AIM OF THE TASK >>
In the listing below, locate the lines bearing the word "that". Copy every one of them.

PROVIDED RECORDS >>
· · · ·
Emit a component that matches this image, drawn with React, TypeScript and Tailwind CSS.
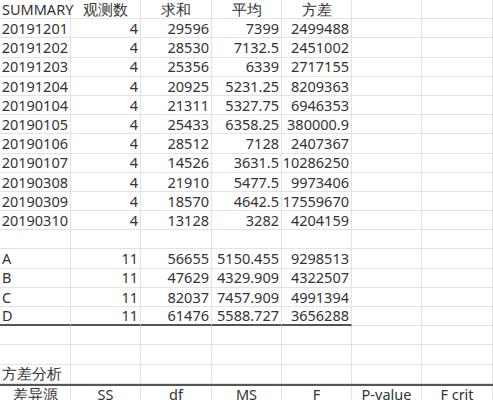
· · · ·
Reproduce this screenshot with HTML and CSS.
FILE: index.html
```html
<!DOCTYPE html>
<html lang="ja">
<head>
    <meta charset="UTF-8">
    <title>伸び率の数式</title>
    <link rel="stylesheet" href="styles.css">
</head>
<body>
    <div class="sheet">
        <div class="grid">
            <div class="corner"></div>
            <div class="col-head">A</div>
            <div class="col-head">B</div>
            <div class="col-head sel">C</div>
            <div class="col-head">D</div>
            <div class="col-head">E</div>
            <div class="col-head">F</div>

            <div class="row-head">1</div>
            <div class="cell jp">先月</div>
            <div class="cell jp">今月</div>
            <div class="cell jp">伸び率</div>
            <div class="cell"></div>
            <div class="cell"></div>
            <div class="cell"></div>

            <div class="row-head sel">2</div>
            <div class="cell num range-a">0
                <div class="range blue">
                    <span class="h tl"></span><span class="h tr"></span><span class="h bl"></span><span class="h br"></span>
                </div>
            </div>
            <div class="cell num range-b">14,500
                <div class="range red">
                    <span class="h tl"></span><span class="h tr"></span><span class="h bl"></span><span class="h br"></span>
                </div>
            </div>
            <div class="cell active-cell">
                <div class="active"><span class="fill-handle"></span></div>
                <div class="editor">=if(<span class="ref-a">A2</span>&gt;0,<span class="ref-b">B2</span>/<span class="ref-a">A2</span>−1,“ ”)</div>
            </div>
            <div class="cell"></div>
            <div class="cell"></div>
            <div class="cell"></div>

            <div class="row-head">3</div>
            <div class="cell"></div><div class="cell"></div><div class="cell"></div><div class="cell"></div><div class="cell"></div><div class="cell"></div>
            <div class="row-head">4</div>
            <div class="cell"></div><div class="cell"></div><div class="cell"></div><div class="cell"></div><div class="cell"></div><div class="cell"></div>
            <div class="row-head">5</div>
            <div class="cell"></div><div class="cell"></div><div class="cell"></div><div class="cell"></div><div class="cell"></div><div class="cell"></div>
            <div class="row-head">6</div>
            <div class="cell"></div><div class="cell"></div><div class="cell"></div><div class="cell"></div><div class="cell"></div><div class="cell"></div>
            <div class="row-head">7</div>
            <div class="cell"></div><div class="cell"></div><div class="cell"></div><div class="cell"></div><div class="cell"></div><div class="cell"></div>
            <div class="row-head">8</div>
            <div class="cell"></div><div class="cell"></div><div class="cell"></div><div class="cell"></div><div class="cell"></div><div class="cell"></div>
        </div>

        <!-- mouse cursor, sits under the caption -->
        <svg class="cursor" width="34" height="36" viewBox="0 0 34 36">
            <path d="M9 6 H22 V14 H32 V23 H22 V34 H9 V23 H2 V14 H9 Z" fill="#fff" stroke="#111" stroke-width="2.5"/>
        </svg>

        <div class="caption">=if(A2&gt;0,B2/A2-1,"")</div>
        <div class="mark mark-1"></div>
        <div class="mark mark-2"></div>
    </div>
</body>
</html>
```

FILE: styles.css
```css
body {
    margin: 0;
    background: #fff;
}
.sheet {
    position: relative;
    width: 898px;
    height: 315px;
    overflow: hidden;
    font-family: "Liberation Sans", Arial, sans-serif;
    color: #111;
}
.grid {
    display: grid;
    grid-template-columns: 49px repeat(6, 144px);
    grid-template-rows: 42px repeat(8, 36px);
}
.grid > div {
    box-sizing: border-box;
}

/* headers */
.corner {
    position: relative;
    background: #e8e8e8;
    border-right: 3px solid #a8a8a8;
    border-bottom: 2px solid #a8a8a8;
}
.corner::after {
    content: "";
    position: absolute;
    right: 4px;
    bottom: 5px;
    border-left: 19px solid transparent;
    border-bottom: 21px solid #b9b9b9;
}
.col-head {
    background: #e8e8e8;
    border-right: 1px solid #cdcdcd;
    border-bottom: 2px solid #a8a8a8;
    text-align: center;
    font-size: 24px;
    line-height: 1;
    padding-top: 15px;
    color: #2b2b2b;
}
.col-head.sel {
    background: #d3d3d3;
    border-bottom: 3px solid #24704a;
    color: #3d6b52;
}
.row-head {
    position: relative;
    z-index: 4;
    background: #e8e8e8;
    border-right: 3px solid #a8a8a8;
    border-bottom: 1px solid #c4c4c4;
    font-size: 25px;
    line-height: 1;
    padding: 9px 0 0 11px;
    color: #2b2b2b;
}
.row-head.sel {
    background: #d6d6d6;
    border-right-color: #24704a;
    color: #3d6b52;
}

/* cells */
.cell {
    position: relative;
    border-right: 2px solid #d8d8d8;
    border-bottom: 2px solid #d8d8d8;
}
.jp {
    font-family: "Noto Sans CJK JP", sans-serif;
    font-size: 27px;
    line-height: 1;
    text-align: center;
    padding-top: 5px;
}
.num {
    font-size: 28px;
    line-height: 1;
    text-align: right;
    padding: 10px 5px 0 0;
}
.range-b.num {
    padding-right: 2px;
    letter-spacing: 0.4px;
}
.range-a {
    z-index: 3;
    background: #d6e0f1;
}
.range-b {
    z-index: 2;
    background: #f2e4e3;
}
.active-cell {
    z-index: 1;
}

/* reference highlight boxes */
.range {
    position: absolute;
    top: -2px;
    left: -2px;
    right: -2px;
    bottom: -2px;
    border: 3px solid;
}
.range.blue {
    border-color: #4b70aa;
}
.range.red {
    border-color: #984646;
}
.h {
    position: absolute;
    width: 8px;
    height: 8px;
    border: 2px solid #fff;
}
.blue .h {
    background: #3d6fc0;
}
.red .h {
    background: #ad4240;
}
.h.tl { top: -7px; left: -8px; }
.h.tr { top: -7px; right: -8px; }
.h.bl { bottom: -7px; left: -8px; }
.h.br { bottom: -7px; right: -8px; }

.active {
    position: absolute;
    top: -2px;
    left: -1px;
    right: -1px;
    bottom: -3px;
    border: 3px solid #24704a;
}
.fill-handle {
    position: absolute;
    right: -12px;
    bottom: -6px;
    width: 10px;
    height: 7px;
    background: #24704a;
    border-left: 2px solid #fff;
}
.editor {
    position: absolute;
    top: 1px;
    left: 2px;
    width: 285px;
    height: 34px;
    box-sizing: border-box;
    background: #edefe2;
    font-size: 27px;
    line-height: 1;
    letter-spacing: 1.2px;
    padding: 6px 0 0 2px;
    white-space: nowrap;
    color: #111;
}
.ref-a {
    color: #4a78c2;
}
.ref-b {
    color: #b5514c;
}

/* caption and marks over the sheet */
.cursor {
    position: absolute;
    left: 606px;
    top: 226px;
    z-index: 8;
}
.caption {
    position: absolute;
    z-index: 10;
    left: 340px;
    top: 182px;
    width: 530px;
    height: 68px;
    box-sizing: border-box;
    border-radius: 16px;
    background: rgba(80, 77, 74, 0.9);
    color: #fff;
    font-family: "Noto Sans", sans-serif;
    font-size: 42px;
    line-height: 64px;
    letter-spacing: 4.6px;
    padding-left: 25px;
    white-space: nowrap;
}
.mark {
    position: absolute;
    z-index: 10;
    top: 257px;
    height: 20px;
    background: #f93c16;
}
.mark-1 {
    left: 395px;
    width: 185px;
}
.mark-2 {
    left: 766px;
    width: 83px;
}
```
· · · ·
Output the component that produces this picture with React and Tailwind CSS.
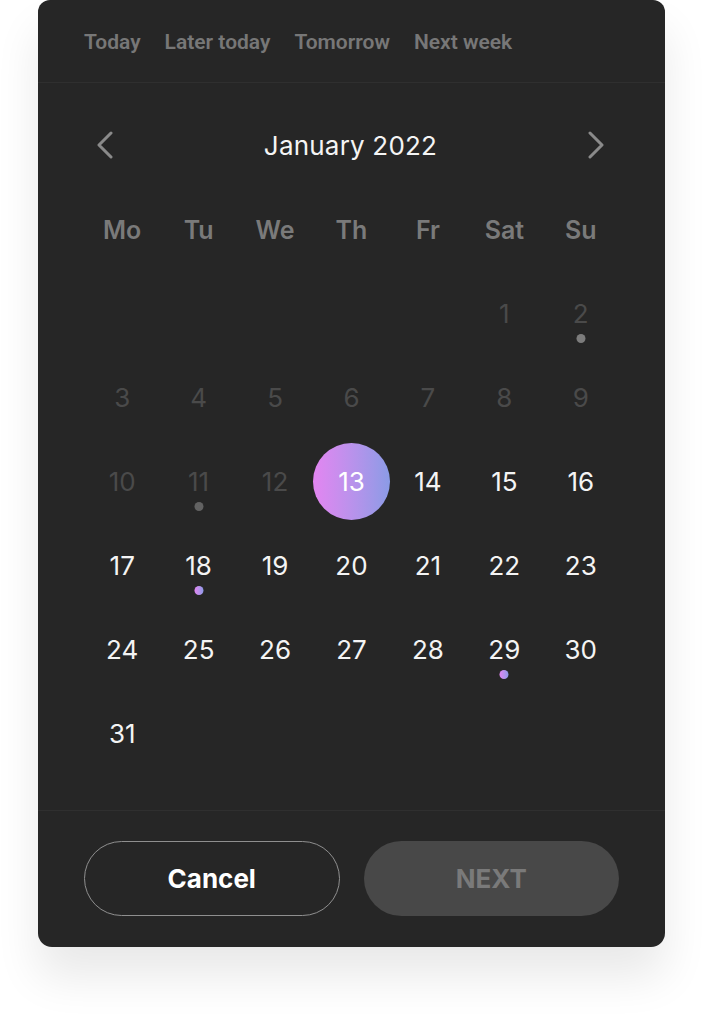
· · · ·
OUTPUT FOR THIS TASK >>
Emit a component that matches this image, drawn with React, TypeScript and Tailwind CSS.
Output the component that produces this picture with React and Tailwind CSS.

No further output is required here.